GIVEN PROBLEM » Repeat the listing exactly as given, omitting every image.

PROVIDED RECORDS »

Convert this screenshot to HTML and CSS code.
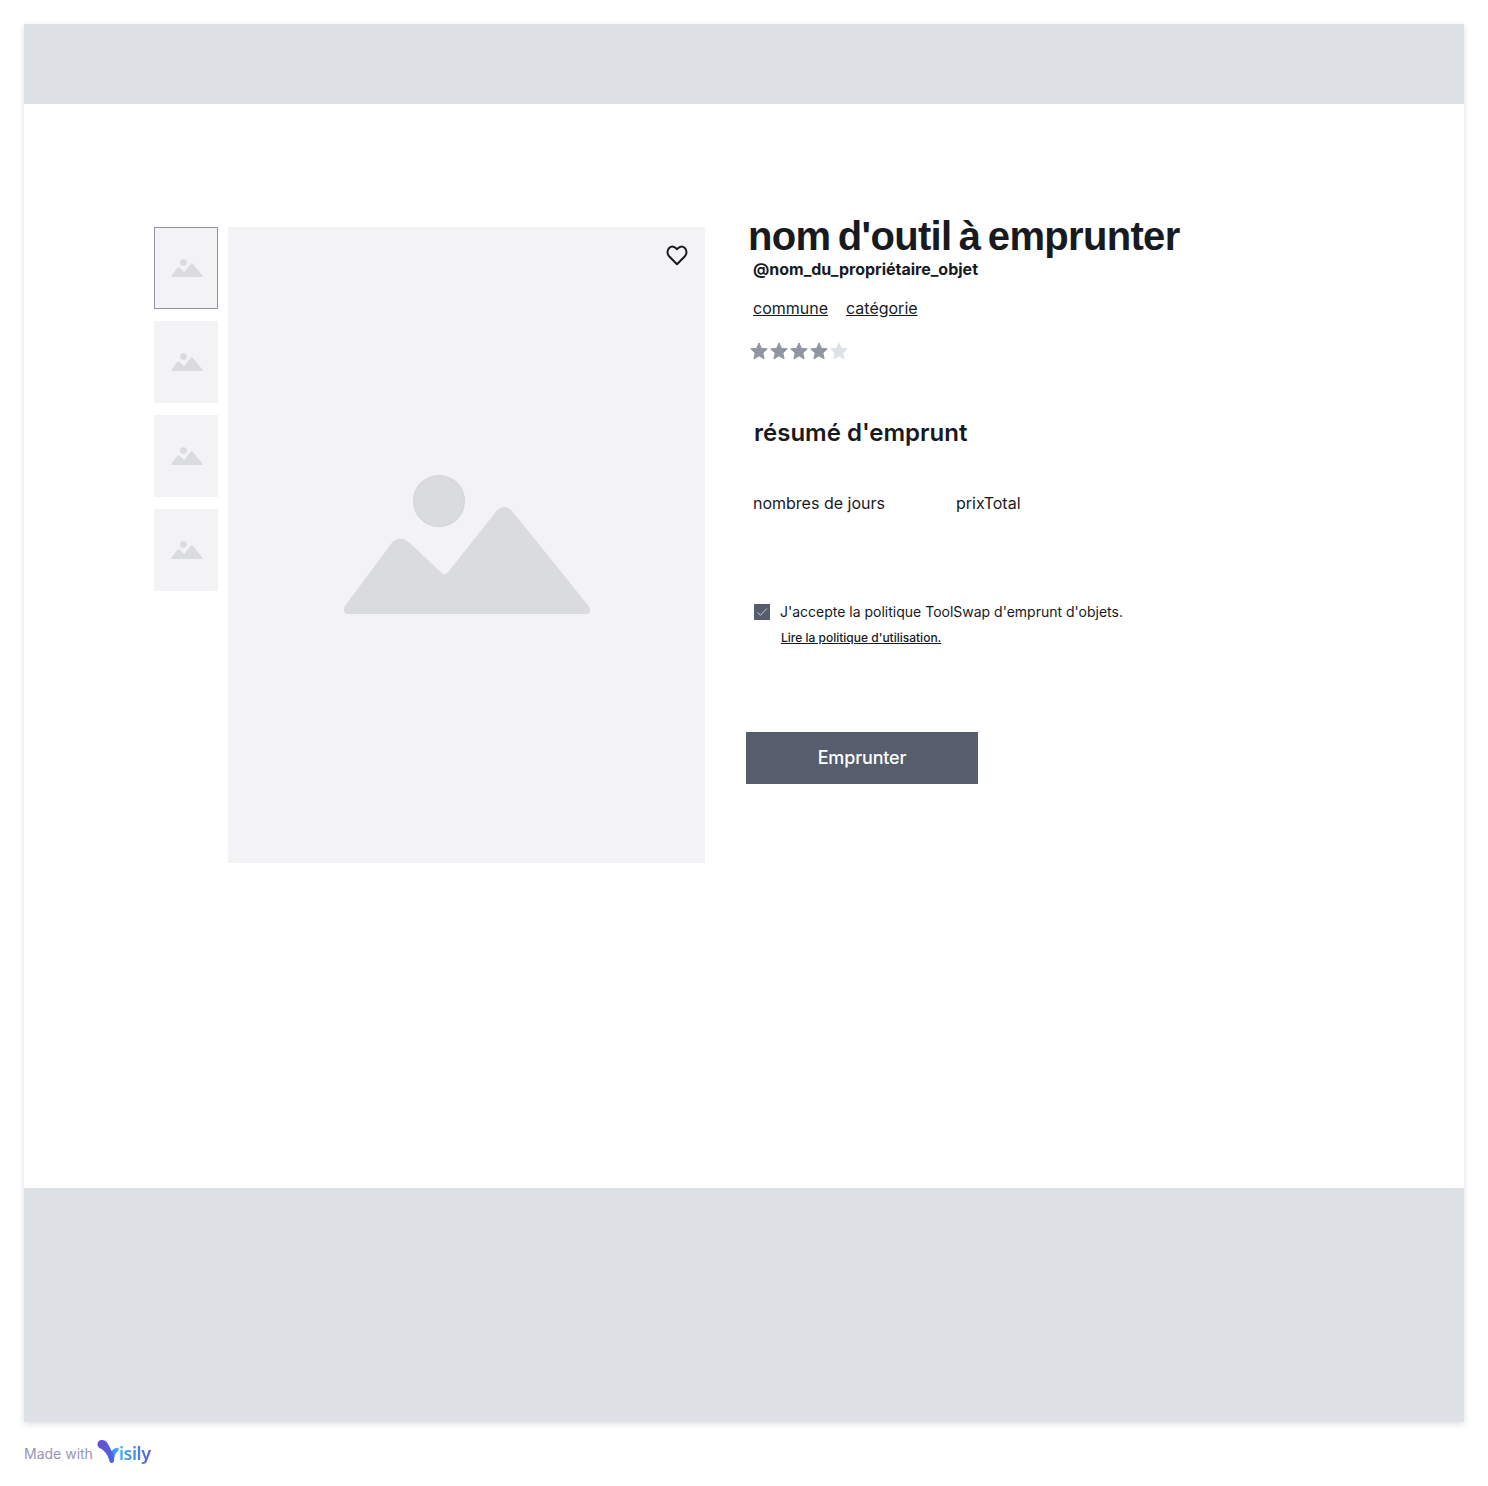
FILE: index.html
```html
<!DOCTYPE html>
<html lang="fr">
<head>
<meta charset="utf-8">
<title>Emprunter un outil</title>
<link rel="stylesheet" href="styles.css">
</head>
<body>
<svg class="defs" width="0" height="0" aria-hidden="true">
  <symbol id="landscape" viewBox="0 0 248 140">
    <circle cx="96" cy="27" r="25.3" stroke="#d6d7db" stroke-width="1.4"/>
    <path d="M1.6 132.500 48.500 69.200Q57 60.500 66 68.200L98.500 98.800Q101.300 102.200 104.500 98.800L152.200 38.700Q161 27.500 170.500 38.700L246 132.500Q249 138.500 243.500 140H4.500Q-.5 138.500 1.600 132.500Z"/>
  </symbol>
  <symbol id="star" viewBox="0 0 18 18">
    <path d="M9 .9 11.300 6.300 17.300 6.900 12.800 10.900 14.100 16.900 9 13.800 3.900 16.900 5.200 10.900 .7 6.900 6.700 6.300Z" stroke-width="1" stroke-linejoin="round" stroke="currentColor"/>
  </symbol>
</svg>
<div class="frame">
  <header class="header"></header>
  <main class="product">
    <div class="thumbs">
      <div class="thumb selected"><svg><use href="#landscape"/></svg></div>
      <div class="thumb"><svg><use href="#landscape"/></svg></div>
      <div class="thumb"><svg><use href="#landscape"/></svg></div>
      <div class="thumb"><svg><use href="#landscape"/></svg></div>
    </div>
    <div class="photo">
      <svg class="landscape"><use href="#landscape"/></svg>
      <svg class="heart" viewBox="0 0 24 24"><path d="M12 21.300 4.100 13.200C1.900 10.500 2 6.900 4.200 4.900 6.500 2.900 9.900 3.200 12 6.200 14.100 3.200 17.500 2.900 19.800 4.900 22 6.900 22.100 10.500 19.900 13.200Z"/></svg>
    </div>
    <section class="details">
      <h1>nom d'outil à emprunter</h1>
      <p class="owner">@nom_du_propriétaire_objet</p>
      <nav class="tags"><a>commune</a><a>catégorie</a></nav>
      <div class="rating">
        <svg><use href="#star"/></svg><svg><use href="#star"/></svg><svg><use href="#star"/></svg><svg><use href="#star"/></svg><svg class="empty"><use href="#star"/></svg>
      </div>
      <h2>résumé d'emprunt</h2>
      <div class="summary"><span class="days">nombres de jours</span><span class="total">prixTotal</span></div>
      <div class="terms">
        <span class="checkbox"><svg viewBox="0 0 16 16"><path d="M3.500 8.500 6.500 11.300 12.800 4.500"/></svg></span>
        <span class="accept">J'accepte la politique ToolSwap d'emprunt d'objets.</span>
      </div>
      <a class="policy">Lire la politique d'utilisation.</a>
      <button class="borrow"><span>Emprunter</span></button>
    </section>
  </main>
  <footer class="footer"></footer>
</div>
<div class="credit">
  <span class="made">Made with</span>
  <span class="brand">
    <svg viewBox="0 0 23 24">
      <defs>
        <linearGradient id="stem" x1="0" y1="0" x2="1" y2="1"><stop offset="0" stop-color="#6650d0"/><stop offset="1" stop-color="#4a66dc"/></linearGradient>
        <linearGradient id="leaf" x1="1" y1="0" x2="0" y2="1"><stop offset="0" stop-color="#35b5f3"/><stop offset="1" stop-color="#466cdd"/></linearGradient>
      </defs>
      <path fill="url(#leaf)" d="M21.500 7.800C17 7.500 14.300 10.500 13.300 15L13 22Q15.500 24 17 20.500C17.500 16 18.500 12 21.500 11Z"/>
      <path fill="url(#stem)" d="M4.800 0C7.800 0 9.500 1.600 11 4 13 7.500 15 11.500 16.200 14.500L17 20.500C16.500 23.500 13.500 23.800 12.500 21.300 11 16 9 12 4.500 9 2 8 .5 6.800.5 4.300.5 1.800 2.200 0 4.800 0Z"/>
    </svg>
    <span class="word">isily</span>
  </span>
</div>
</body>
</html>
```
FILE: styles.css
```css
* { box-sizing: border-box; }
body {
  margin: 0;
  padding: 24px;
  background: #fff;
  color: #171a1f;
  font-family: Inter, "Liberation Sans", sans-serif;
}
h1, h2, p { margin: 0; }
svg { display: block; }
.defs { position: absolute; }

.frame {
  width: 1440px;
  height: 1398px;
  display: flex;
  flex-direction: column;
  background: #fff;
  box-shadow: 0 2px 6px rgba(23, 26, 31, .14);
}
.header { height: 80px; background: #dee1e6; }
.footer { height: 234px; background: #dee1e6; }
.product {
  flex: 1;
  display: flex;
  align-items: flex-start;
  padding: 123px 130px 0;
}

.thumbs { display: flex; flex-direction: column; gap: 12px; margin-right: 10px; }
.thumb {
  width: 64px;
  height: 82px;
  display: flex;
  align-items: center;
  justify-content: center;
  padding-left: 1px;
  background: #f3f3f5;
  fill: #dadbdf;
}
.thumb svg { width: 32px; height: 18px; }
.thumb.selected { border: 1px solid #9095a0; }

.photo {
  width: 477px;
  height: 636px;
  position: relative;
  display: flex;
  justify-content: center;
  padding-top: 247px;
  background: #f3f3f5;
  fill: #dadbdf;
}
.landscape { width: 248px; height: 140px; }
.heart {
  position: absolute;
  top: 16px;
  right: 16px;
  width: 24px;
  height: 24px;
  fill: none;
  stroke: #171a1f;
  stroke-width: 2;
  stroke-linejoin: round;
}

.details {
  display: flex;
  flex-direction: column;
  align-items: flex-start;
  margin: -17px 0 0 41px;
  white-space: nowrap;
}
h1 {
  margin-left: 2px;
  font: 700 40px/52px "Liberation Sans", Arial, sans-serif;
  letter-spacing: -.68px;
  word-spacing: -3px;
}
.owner { margin-left: 7px; font-size: 16px; line-height: 26px; font-weight: 700; margin-top: -6px; }
.tags {
  display: flex;
  gap: 18px;
  margin: 13px 0 0 7px;
  font-size: 16px;
  line-height: 26px;
}
.tags a, .policy { text-decoration: underline; }
.rating { display: flex; gap: 2px; margin: 21px 0 0 4px; color: #9095a0; fill: currentColor; }
.rating svg { width: 18px; height: 18px; }
.rating .empty { color: #dee1e6; }
h2 { margin: 55px 0 0 8px; font-size: 24px; line-height: 36px; font-weight: 600; }
.summary { display: flex; margin: 39px 0 0 7px; font-size: 16px; line-height: 26px; }
.days { width: 203px; }
.terms { display: flex; align-items: center; gap: 10px; margin: 85px 0 0 8px; font-size: 14px; line-height: 22px; }
.checkbox { width: 16px; height: 16px; background: #565d6d; }
.checkbox path { fill: none; stroke: #c5c8cf; stroke-width: 1; }
.policy { margin: 5px 0 0 35px; font-size: 12px; line-height: 20px; font-weight: 500; }
.borrow {
  width: 232px;
  height: 52px;
  margin-top: 84px;
  padding: 0;
  border: 0;
  background: #565d6d;
  color: #fff;
  font: 500 18px/28px Inter, sans-serif;
  letter-spacing: -.15px;
}

.credit { display: flex; align-items: flex-start; margin-top: 18px; }
.made { width: 73px; padding-top: 4px; font-size: 14px; line-height: 20px; color: #9a94b3; }
.brand { display: flex; }
.brand svg { width: 23px; height: 24px; }
.word {
  margin-left: -1px;
  padding-top: 1px;
  font: 600 18px/24px "Noto Sans", sans-serif;
  letter-spacing: -.5px;
  background: linear-gradient(90deg, #38aef2, #4388e4 55%, #6354d2);
  background-clip: text;
  color: transparent;
}
```
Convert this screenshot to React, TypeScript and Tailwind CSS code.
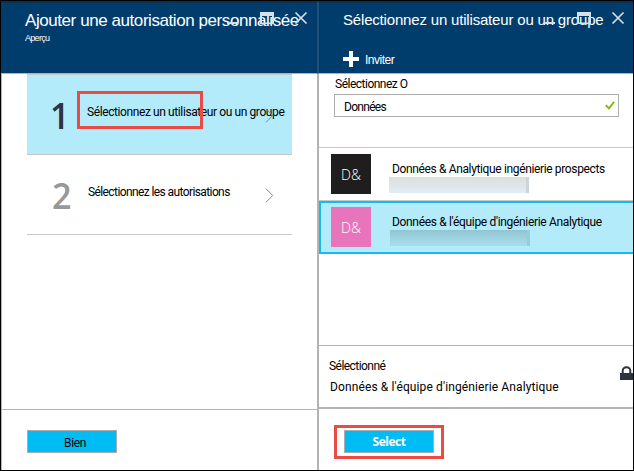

EXERCISE SOLUTION »
Convert this screenshot to HTML and CSS code.
FILE: index.html
```html
<!DOCTYPE html>
<html lang="fr">
<head>
<meta charset="utf-8">
<title>Emprunter un outil</title>
<link rel="stylesheet" href="styles.css">
</head>
<body>
<svg class="defs" width="0" height="0" aria-hidden="true">
  <symbol id="landscape" viewBox="0 0 248 140">
    <circle cx="96" cy="27" r="25.3" stroke="#d6d7db" stroke-width="1.4"/>
    <path d="M1.6 132.500 48.500 69.200Q57 60.500 66 68.200L98.500 98.800Q101.300 102.200 104.500 98.800L152.200 38.700Q161 27.500 170.500 38.700L246 132.500Q249 138.500 243.500 140H4.500Q-.5 138.500 1.600 132.500Z"/>
  </symbol>
  <symbol id="star" viewBox="0 0 18 18">
    <path d="M9 .9 11.300 6.300 17.300 6.900 12.800 10.900 14.100 16.900 9 13.800 3.900 16.900 5.200 10.900 .7 6.900 6.700 6.300Z" stroke-width="1" stroke-linejoin="round" stroke="currentColor"/>
  </symbol>
</svg>
<div class="frame">
  <header class="header"></header>
  <main class="product">
    <div class="thumbs">
      <div class="thumb selected"><svg><use href="#landscape"/></svg></div>
      <div class="thumb"><svg><use href="#landscape"/></svg></div>
      <div class="thumb"><svg><use href="#landscape"/></svg></div>
      <div class="thumb"><svg><use href="#landscape"/></svg></div>
    </div>
    <div class="photo">
      <svg class="landscape"><use href="#landscape"/></svg>
      <svg class="heart" viewBox="0 0 24 24"><path d="M12 21.300 4.100 13.200C1.900 10.500 2 6.900 4.200 4.900 6.500 2.900 9.900 3.200 12 6.200 14.100 3.200 17.500 2.900 19.800 4.900 22 6.900 22.100 10.500 19.900 13.200Z"/></svg>
    </div>
    <section class="details">
      <h1>nom d'outil à emprunter</h1>
      <p class="owner">@nom_du_propriétaire_objet</p>
      <nav class="tags"><a>commune</a><a>catégorie</a></nav>
      <div class="rating">
        <svg><use href="#star"/></svg><svg><use href="#star"/></svg><svg><use href="#star"/></svg><svg><use href="#star"/></svg><svg class="empty"><use href="#star"/></svg>
      </div>
      <h2>résumé d'emprunt</h2>
      <div class="summary"><span class="days">nombres de jours</span><span class="total">prixTotal</span></div>
      <div class="terms">
        <span class="checkbox"><svg viewBox="0 0 16 16"><path d="M3.500 8.500 6.500 11.300 12.800 4.500"/></svg></span>
        <span class="accept">J'accepte la politique ToolSwap d'emprunt d'objets.</span>
      </div>
      <a class="policy">Lire la politique d'utilisation.</a>
      <button class="borrow"><span>Emprunter</span></button>
    </section>
  </main>
  <footer class="footer"></footer>
</div>
<div class="credit">
  <span class="made">Made with</span>
  <span class="brand">
    <svg viewBox="0 0 23 24">
      <defs>
        <linearGradient id="stem" x1="0" y1="0" x2="1" y2="1"><stop offset="0" stop-color="#6650d0"/><stop offset="1" stop-color="#4a66dc"/></linearGradient>
        <linearGradient id="leaf" x1="1" y1="0" x2="0" y2="1"><stop offset="0" stop-color="#35b5f3"/><stop offset="1" stop-color="#466cdd"/></linearGradient>
      </defs>
      <path fill="url(#leaf)" d="M21.500 7.800C17 7.500 14.300 10.500 13.300 15L13 22Q15.500 24 17 20.500C17.500 16 18.500 12 21.500 11Z"/>
      <path fill="url(#stem)" d="M4.800 0C7.800 0 9.500 1.600 11 4 13 7.500 15 11.500 16.200 14.500L17 20.500C16.500 23.500 13.500 23.800 12.500 21.300 11 16 9 12 4.500 9 2 8 .5 6.800.5 4.300.5 1.800 2.200 0 4.800 0Z"/>
    </svg>
    <span class="word">isily</span>
  </span>
</div>
</body>
</html>
```
FILE: styles.css
```css
* { box-sizing: border-box; }
body {
  margin: 0;
  padding: 24px;
  background: #fff;
  color: #171a1f;
  font-family: Inter, "Liberation Sans", sans-serif;
}
h1, h2, p { margin: 0; }
svg { display: block; }
.defs { position: absolute; }

.frame {
  width: 1440px;
  height: 1398px;
  display: flex;
  flex-direction: column;
  background: #fff;
  box-shadow: 0 2px 6px rgba(23, 26, 31, .14);
}
.header { height: 80px; background: #dee1e6; }
.footer { height: 234px; background: #dee1e6; }
.product {
  flex: 1;
  display: flex;
  align-items: flex-start;
  padding: 123px 130px 0;
}

.thumbs { display: flex; flex-direction: column; gap: 12px; margin-right: 10px; }
.thumb {
  width: 64px;
  height: 82px;
  display: flex;
  align-items: center;
  justify-content: center;
  padding-left: 1px;
  background: #f3f3f5;
  fill: #dadbdf;
}
.thumb svg { width: 32px; height: 18px; }
.thumb.selected { border: 1px solid #9095a0; }

.photo {
  width: 477px;
  height: 636px;
  position: relative;
  display: flex;
  justify-content: center;
  padding-top: 247px;
  background: #f3f3f5;
  fill: #dadbdf;
}
.landscape { width: 248px; height: 140px; }
.heart {
  position: absolute;
  top: 16px;
  right: 16px;
  width: 24px;
  height: 24px;
  fill: none;
  stroke: #171a1f;
  stroke-width: 2;
  stroke-linejoin: round;
}

.details {
  display: flex;
  flex-direction: column;
  align-items: flex-start;
  margin: -17px 0 0 41px;
  white-space: nowrap;
}
h1 {
  margin-left: 2px;
  font: 700 40px/52px "Liberation Sans", Arial, sans-serif;
  letter-spacing: -.68px;
  word-spacing: -3px;
}
.owner { margin-left: 7px; font-size: 16px; line-height: 26px; font-weight: 700; margin-top: -6px; }
.tags {
  display: flex;
  gap: 18px;
  margin: 13px 0 0 7px;
  font-size: 16px;
  line-height: 26px;
}
.tags a, .policy { text-decoration: underline; }
.rating { display: flex; gap: 2px; margin: 21px 0 0 4px; color: #9095a0; fill: currentColor; }
.rating svg { width: 18px; height: 18px; }
.rating .empty { color: #dee1e6; }
h2 { margin: 55px 0 0 8px; font-size: 24px; line-height: 36px; font-weight: 600; }
.summary { display: flex; margin: 39px 0 0 7px; font-size: 16px; line-height: 26px; }
.days { width: 203px; }
.terms { display: flex; align-items: center; gap: 10px; margin: 85px 0 0 8px; font-size: 14px; line-height: 22px; }
.checkbox { width: 16px; height: 16px; background: #565d6d; }
.checkbox path { fill: none; stroke: #c5c8cf; stroke-width: 1; }
.policy { margin: 5px 0 0 35px; font-size: 12px; line-height: 20px; font-weight: 500; }
.borrow {
  width: 232px;
  height: 52px;
  margin-top: 84px;
  padding: 0;
  border: 0;
  background: #565d6d;
  color: #fff;
  font: 500 18px/28px Inter, sans-serif;
  letter-spacing: -.15px;
}

.credit { display: flex; align-items: flex-start; margin-top: 18px; }
.made { width: 73px; padding-top: 4px; font-size: 14px; line-height: 20px; color: #9a94b3; }
.brand { display: flex; }
.brand svg { width: 23px; height: 24px; }
.word {
  margin-left: -1px;
  padding-top: 1px;
  font: 600 18px/24px "Noto Sans", sans-serif;
  letter-spacing: -.5px;
  background: linear-gradient(90deg, #38aef2, #4388e4 55%, #6354d2);
  background-clip: text;
  color: transparent;
}
```
Convert this screenshot to React, TypeScript and Tailwind CSS code.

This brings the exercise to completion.